Nous avons un besoin urgent de décisions guidées par la justice et la solidarité. En première ligne face aux conséquences dévastatrices des phénomènes climatiques extrêmes, les Philippines rappellent au monde que les pertes et les dommages ne sont pas des notions abstraites, mais une réalité vécue chaque jour.
C’est pourquoi nous exhortons les Parties à adopter des engagements ambitieux, fondés sur la science et juridiquement contraignants – en particulier pour le financement des pertes et des dommages, ainsi que pour le renforcement des mesures d’adaptation protégeant les communautés les plus vulnérables.
La COP30 doit marquer un véritable tournant : passer des promesses à l’action, pour bâtir un avenir plus sûr et plus résilient.
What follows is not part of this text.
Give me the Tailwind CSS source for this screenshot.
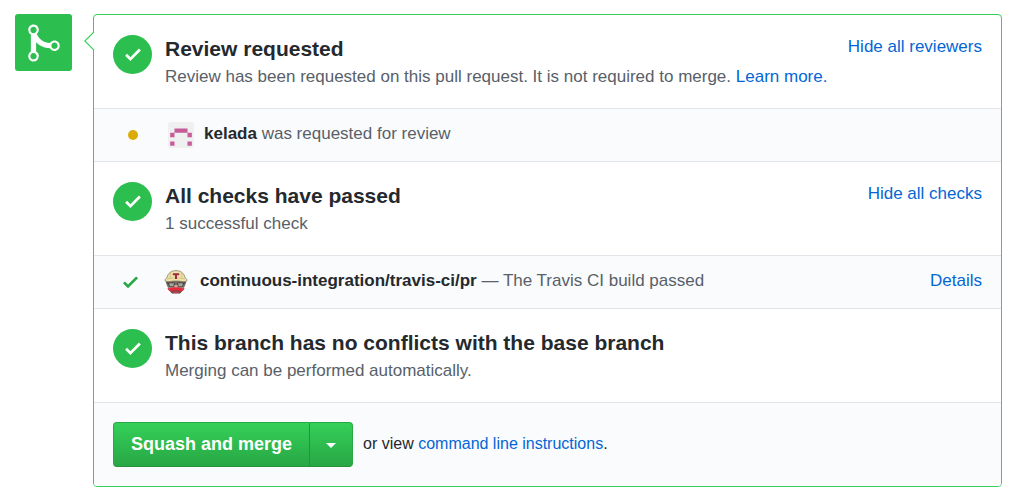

Un nouveau typhon doit frapper les Philippines dès ce week-end. Pouvez-vous faire quelque chose pour aider les populations à se préparer ?
Le typhon à venir sera déjà le 21ᵉ de l’année. Nos organisations partenaires dans les provinces d’Aurora et de Quezon ont réactivé hier leurs plans d’urgence. Les évacuations obligatoires ont commencé : les pêcheurs et les pêcheuses sécurisent leurs bateaux, les familles renforcent leurs maisons avec des tiges de bambou, tandis que les agricultrices et agriculteurs mettent leurs semences à l’abri et récoltent ce qui peut encore l’être.
Rivière sur l’île de Negros, encombrée de rochers issus du volcan Kanlaon.
Comment fais-tu pour faire face à ces menaces constantes de catastrophes naturelles ?
Le 10 octobre, je me trouvais justement à Mindanao pour visiter des projets lorsque la province de Davao Oriental a été frappée par un séisme de magnitude 7,4. Le sol s’est mis à trembler, les gens ont couru hors de leurs maisons – il nous a fallu quelques secondes pour réaliser qu’il s’agissait bien d’un tremblement de terre. Pendant plusieurs jours ensuite, jusqu’à vingt répliques ont été enregistrées chaque jour.
Vivre cela est évidemment effrayant et éprouvant. Mais en même temps, j’ai vu les gens se rassembler, s’entraider, partager leurs maigres ressources et reconstruire ensemble ce qui avait été détruit. Voir cette solidarité me donne de la force et la conviction que notre travail a vraiment du sens.